[START OF Dataset excerpt]

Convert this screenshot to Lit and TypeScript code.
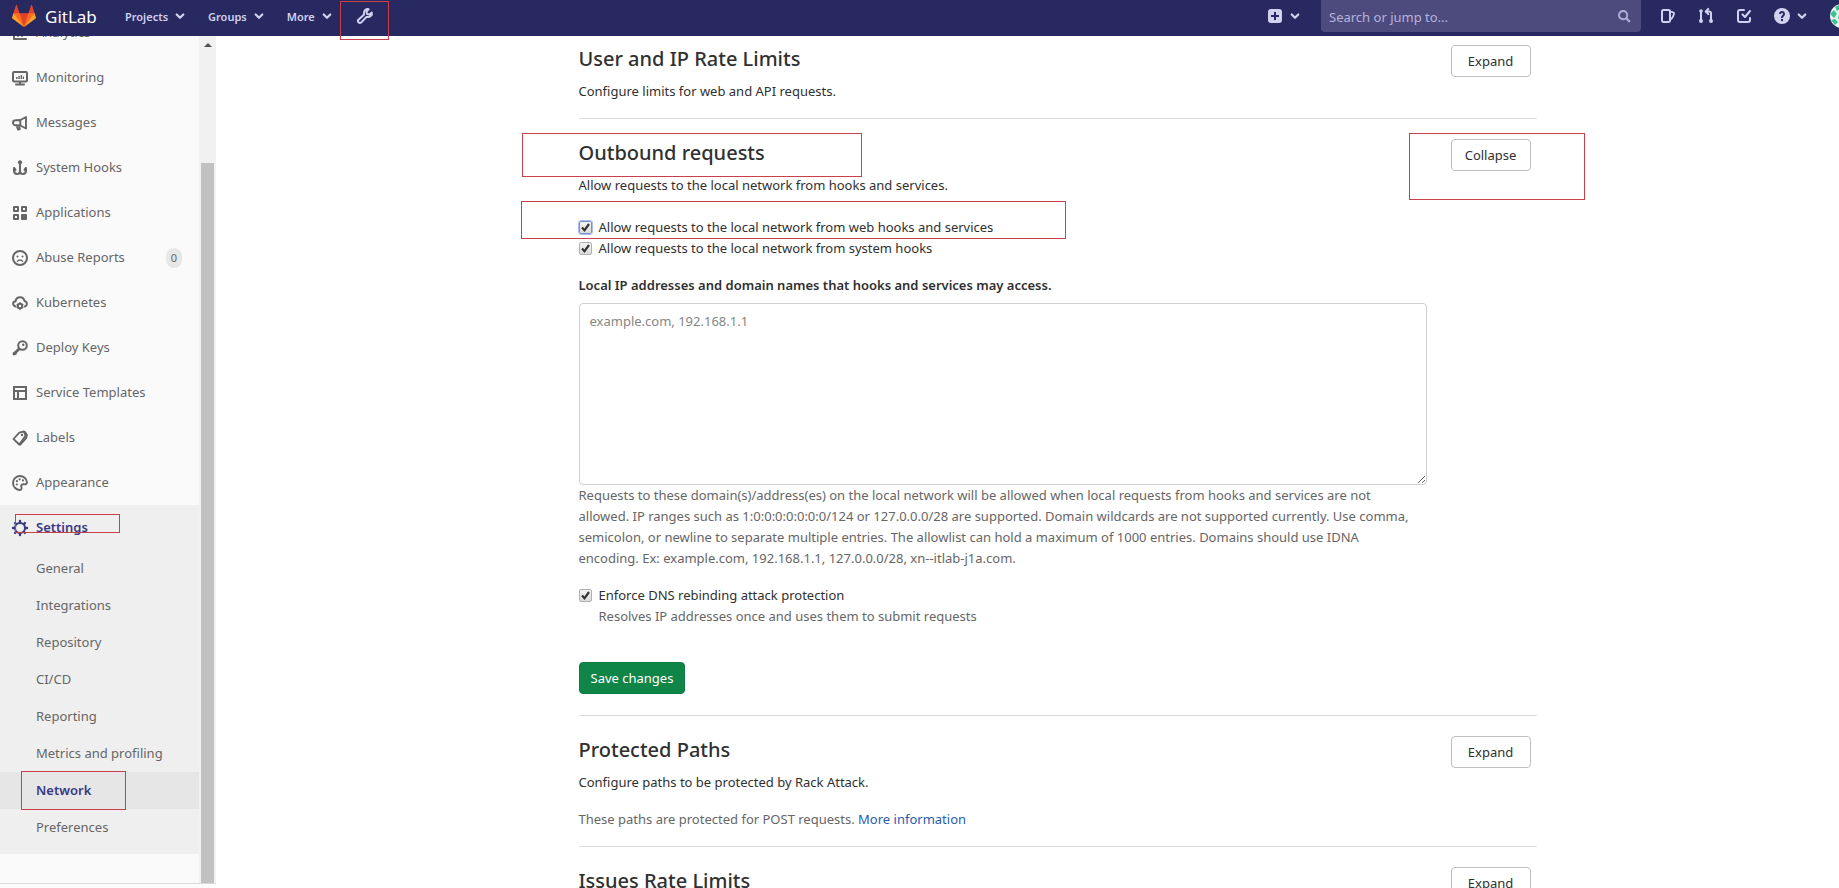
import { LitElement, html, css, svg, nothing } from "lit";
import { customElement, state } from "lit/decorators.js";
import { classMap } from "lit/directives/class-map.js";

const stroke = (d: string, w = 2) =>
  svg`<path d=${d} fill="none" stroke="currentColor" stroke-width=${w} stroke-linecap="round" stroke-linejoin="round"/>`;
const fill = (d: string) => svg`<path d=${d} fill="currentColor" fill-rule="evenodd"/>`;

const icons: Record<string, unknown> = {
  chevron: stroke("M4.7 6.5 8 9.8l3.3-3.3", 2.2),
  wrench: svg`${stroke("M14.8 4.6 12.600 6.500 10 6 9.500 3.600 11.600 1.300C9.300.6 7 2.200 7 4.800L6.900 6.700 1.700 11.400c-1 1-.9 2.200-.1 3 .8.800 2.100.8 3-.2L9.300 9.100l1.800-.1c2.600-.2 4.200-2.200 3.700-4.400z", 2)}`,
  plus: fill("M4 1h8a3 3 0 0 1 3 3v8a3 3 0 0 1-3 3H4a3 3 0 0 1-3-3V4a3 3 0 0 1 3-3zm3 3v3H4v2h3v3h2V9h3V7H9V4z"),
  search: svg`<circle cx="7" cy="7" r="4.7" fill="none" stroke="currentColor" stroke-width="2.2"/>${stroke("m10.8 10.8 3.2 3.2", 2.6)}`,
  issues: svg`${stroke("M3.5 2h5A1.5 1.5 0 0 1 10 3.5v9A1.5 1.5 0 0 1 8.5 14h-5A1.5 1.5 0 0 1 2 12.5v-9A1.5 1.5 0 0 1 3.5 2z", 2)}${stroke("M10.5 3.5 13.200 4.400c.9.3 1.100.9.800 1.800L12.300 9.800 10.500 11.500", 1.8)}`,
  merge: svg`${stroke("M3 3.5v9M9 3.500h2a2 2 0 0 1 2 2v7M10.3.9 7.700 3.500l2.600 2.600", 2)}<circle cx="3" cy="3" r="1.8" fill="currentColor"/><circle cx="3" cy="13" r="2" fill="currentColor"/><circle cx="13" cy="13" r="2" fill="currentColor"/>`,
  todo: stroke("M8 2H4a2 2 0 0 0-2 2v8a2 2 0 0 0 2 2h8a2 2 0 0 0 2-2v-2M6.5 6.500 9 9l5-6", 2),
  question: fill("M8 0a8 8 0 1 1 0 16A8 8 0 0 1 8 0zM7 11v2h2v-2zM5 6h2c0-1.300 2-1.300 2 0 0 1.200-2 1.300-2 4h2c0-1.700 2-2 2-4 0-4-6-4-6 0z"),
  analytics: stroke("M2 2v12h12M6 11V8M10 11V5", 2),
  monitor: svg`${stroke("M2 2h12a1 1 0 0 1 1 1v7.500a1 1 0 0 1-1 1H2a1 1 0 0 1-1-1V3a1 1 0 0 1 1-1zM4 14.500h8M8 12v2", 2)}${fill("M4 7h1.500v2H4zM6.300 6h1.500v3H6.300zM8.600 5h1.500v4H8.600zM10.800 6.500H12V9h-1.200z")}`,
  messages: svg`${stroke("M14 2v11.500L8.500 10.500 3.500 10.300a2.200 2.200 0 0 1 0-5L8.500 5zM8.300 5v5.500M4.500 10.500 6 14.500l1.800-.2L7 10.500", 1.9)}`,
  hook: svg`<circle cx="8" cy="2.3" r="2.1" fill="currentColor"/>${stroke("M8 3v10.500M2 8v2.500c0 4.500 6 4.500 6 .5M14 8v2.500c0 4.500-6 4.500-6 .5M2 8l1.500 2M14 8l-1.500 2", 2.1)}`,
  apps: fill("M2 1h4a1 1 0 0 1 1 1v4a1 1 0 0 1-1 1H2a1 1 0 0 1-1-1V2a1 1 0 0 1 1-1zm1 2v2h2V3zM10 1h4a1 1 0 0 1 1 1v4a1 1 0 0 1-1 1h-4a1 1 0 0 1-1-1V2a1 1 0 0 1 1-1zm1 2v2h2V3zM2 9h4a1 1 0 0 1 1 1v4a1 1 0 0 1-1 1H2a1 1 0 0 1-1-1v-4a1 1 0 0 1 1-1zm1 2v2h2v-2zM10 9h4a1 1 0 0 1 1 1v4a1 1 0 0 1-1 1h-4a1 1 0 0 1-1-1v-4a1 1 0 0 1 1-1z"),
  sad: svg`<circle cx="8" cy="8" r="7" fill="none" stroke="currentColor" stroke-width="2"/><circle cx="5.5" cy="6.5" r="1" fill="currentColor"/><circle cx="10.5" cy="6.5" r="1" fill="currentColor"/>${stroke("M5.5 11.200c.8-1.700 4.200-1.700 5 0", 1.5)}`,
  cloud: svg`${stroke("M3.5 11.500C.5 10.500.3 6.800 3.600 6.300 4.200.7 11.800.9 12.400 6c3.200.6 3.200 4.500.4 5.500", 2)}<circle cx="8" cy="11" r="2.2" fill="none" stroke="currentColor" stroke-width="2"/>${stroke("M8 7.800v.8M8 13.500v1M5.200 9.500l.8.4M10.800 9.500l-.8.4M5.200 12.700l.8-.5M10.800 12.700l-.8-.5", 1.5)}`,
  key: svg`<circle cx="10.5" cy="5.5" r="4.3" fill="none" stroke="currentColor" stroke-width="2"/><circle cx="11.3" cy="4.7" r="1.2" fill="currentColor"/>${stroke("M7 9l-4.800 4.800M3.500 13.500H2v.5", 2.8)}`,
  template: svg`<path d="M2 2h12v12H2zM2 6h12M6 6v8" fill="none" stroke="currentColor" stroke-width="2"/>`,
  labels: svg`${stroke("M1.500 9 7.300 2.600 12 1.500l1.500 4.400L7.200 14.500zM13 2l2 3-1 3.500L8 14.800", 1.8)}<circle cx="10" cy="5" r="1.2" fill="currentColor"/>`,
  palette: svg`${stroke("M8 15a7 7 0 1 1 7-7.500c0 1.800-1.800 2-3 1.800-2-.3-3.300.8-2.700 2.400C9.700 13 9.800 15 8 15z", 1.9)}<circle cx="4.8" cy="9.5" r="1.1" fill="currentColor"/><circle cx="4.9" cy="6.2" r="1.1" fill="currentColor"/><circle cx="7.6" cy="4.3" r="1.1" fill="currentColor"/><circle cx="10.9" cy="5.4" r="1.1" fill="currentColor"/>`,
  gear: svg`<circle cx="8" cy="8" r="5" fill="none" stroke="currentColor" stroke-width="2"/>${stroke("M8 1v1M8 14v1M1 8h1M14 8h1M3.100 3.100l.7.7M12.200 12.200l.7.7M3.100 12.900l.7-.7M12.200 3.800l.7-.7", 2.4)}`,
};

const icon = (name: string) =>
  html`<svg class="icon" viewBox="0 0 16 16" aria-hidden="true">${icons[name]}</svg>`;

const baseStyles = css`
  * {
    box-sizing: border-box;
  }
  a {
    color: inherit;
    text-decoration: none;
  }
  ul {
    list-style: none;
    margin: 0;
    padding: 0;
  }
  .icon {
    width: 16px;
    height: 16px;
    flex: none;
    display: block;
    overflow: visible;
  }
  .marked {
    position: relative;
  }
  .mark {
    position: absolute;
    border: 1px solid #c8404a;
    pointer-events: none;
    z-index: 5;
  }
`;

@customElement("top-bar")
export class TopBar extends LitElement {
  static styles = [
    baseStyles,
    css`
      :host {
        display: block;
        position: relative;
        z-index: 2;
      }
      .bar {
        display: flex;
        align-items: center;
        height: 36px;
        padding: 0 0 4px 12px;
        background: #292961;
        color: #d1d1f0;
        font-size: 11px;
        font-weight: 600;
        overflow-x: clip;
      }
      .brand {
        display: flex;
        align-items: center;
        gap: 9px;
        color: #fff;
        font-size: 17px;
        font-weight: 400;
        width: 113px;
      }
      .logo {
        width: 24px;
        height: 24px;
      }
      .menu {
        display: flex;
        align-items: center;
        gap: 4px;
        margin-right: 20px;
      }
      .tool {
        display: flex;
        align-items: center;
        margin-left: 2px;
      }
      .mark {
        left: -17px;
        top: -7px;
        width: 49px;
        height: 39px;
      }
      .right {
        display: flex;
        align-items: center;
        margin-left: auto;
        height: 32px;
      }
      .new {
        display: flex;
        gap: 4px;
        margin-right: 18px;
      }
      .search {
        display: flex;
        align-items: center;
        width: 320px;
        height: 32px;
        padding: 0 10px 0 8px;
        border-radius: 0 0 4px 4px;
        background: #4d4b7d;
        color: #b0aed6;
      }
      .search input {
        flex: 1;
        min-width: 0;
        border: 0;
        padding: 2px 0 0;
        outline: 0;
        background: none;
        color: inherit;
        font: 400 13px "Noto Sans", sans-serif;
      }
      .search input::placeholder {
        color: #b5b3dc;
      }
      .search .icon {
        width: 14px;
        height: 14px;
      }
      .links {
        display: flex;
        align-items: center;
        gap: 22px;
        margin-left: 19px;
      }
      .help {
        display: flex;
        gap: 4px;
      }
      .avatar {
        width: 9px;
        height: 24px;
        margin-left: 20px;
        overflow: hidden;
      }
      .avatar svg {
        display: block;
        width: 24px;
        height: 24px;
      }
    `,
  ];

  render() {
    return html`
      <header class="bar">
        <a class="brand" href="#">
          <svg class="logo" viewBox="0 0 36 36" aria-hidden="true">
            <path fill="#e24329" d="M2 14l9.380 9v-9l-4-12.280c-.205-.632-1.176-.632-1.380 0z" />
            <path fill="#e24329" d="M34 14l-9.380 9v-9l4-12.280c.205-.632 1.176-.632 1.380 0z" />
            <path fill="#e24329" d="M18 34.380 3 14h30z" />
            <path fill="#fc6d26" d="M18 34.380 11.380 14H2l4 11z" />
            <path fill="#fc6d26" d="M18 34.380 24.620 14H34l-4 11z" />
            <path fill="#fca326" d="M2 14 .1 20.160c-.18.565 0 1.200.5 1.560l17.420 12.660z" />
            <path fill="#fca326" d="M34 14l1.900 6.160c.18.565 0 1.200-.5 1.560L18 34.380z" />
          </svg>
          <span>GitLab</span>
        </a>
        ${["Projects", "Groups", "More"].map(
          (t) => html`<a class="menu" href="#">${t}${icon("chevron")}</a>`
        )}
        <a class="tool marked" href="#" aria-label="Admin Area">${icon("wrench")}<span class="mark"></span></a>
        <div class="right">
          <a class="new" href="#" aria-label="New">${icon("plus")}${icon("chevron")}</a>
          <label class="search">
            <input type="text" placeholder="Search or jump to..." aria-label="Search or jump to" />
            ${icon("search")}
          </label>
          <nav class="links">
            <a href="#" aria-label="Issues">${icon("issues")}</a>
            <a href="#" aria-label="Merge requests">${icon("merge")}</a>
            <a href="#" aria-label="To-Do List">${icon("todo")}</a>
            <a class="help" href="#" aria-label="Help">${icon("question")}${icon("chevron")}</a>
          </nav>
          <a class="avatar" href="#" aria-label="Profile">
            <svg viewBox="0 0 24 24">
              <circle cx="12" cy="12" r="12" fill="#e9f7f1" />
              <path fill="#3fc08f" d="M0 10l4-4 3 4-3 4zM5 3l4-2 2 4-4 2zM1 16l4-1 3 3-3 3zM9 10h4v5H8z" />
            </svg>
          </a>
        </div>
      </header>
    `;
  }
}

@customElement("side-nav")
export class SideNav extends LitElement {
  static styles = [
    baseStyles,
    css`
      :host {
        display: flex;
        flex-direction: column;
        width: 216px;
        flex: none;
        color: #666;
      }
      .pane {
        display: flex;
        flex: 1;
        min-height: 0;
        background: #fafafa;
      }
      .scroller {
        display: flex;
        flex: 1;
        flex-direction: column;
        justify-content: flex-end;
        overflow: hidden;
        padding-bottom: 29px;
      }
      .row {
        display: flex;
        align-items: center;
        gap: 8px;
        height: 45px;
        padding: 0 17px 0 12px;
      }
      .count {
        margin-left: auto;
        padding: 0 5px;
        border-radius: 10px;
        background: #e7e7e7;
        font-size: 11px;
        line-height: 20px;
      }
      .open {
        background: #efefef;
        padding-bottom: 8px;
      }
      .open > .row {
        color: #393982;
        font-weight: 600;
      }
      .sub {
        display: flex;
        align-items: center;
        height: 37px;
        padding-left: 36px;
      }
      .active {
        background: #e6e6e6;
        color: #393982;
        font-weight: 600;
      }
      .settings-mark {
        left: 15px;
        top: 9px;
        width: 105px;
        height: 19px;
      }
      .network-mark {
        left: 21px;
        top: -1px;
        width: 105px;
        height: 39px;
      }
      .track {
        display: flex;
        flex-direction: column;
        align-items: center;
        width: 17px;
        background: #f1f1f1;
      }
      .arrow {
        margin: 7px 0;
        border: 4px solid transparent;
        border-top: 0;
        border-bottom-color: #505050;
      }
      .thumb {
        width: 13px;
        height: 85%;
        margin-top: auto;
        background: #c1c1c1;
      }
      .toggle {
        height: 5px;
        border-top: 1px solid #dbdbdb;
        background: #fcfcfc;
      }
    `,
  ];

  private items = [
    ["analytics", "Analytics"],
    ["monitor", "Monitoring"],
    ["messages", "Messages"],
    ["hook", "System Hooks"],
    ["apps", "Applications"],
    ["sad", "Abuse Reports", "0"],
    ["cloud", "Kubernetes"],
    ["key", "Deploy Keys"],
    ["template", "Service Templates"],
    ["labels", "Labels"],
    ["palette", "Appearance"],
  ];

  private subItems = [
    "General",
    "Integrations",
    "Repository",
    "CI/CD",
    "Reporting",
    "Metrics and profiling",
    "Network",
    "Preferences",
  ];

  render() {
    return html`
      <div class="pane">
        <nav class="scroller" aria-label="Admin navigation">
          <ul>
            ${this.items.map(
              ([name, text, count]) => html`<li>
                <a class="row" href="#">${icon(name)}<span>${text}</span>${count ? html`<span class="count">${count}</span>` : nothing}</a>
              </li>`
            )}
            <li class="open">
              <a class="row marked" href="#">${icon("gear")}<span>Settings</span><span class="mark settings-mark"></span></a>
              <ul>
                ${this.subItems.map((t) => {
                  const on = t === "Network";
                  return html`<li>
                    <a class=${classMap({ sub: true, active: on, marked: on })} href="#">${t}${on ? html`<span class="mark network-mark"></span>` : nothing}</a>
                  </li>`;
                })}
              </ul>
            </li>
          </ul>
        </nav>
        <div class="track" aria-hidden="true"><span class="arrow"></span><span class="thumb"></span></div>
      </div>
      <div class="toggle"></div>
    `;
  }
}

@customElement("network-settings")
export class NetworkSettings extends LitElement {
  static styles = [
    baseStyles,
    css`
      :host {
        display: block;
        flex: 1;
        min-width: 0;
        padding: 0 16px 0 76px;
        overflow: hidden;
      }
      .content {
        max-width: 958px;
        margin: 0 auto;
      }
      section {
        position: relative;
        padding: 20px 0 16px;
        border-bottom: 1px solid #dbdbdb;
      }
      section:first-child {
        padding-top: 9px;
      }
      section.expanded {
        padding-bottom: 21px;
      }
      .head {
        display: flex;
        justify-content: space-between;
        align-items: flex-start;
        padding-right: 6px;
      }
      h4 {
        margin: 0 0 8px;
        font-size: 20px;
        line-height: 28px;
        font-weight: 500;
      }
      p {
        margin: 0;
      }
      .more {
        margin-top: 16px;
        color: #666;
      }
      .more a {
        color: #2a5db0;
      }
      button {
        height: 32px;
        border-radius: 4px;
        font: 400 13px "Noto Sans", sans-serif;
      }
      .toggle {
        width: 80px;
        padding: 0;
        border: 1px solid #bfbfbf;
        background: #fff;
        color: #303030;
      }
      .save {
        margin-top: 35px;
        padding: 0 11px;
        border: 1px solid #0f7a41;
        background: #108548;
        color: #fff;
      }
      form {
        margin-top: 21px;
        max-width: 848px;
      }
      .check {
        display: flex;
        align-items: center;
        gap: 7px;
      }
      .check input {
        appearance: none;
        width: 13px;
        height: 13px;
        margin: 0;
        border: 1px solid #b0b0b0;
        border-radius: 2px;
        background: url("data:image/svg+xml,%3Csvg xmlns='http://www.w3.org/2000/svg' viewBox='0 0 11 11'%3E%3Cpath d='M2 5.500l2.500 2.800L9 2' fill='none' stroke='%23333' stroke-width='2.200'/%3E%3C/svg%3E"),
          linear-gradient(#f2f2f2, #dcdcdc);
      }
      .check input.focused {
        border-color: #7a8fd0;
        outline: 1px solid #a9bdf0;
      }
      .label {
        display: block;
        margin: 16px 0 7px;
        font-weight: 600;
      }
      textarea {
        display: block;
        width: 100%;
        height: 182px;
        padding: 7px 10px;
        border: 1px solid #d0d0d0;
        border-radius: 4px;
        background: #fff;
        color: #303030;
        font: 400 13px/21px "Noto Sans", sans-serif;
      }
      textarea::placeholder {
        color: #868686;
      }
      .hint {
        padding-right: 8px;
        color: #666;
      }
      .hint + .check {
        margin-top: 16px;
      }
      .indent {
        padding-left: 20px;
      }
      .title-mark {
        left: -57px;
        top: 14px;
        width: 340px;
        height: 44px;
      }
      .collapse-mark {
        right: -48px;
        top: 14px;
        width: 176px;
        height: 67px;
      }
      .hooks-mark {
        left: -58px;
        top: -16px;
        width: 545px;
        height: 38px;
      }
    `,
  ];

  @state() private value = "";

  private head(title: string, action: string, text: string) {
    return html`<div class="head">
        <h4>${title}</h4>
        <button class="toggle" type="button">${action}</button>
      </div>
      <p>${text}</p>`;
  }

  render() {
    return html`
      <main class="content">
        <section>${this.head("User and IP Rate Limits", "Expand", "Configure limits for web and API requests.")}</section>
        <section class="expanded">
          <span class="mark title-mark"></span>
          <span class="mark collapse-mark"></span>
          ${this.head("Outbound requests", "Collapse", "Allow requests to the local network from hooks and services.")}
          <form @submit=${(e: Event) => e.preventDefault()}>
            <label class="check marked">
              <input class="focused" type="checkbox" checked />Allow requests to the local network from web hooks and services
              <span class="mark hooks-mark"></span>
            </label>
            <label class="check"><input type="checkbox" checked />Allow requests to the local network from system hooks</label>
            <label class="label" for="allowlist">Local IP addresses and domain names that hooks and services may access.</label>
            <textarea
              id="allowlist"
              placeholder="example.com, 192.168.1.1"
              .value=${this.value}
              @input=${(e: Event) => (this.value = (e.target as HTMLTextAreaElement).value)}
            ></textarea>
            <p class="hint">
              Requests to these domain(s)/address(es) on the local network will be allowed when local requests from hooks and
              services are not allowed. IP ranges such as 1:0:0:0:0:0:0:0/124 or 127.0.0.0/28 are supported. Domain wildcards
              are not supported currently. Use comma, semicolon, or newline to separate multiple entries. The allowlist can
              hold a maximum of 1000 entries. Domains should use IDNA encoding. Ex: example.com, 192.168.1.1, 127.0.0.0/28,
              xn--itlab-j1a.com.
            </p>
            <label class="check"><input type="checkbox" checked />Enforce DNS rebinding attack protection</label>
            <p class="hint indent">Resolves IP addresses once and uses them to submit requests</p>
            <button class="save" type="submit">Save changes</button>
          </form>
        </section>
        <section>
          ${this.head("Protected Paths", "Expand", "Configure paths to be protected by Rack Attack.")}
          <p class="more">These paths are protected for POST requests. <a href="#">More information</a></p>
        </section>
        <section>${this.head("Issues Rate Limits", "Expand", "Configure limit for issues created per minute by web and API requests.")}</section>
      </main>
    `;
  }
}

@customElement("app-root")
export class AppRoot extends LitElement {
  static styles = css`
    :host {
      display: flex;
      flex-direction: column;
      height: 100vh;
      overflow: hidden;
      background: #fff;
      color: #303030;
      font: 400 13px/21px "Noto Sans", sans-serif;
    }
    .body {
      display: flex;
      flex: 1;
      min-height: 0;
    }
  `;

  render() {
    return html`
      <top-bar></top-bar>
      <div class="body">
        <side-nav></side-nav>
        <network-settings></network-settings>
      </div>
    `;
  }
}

[END OF Dataset excerpt]

_Stated exercise_: Skip the pictures and restate exactly the lines from the beginning of the listing to the line with "const fill = (d: string)", that line included.

_Solution to this exercise_:
Convert this screenshot to Lit and TypeScript code.
import { LitElement, html, css, svg, nothing } from "lit";
import { customElement, state } from "lit/decorators.js";
import { classMap } from "lit/directives/class-map.js";

const stroke = (d: string, w = 2) =>
  svg`<path d=${d} fill="none" stroke="currentColor" stroke-width=${w} stroke-linecap="round" stroke-linejoin="round"/>`;
const fill = (d: string) => svg`<path d=${d} fill="currentColor" fill-rule="evenodd"/>`;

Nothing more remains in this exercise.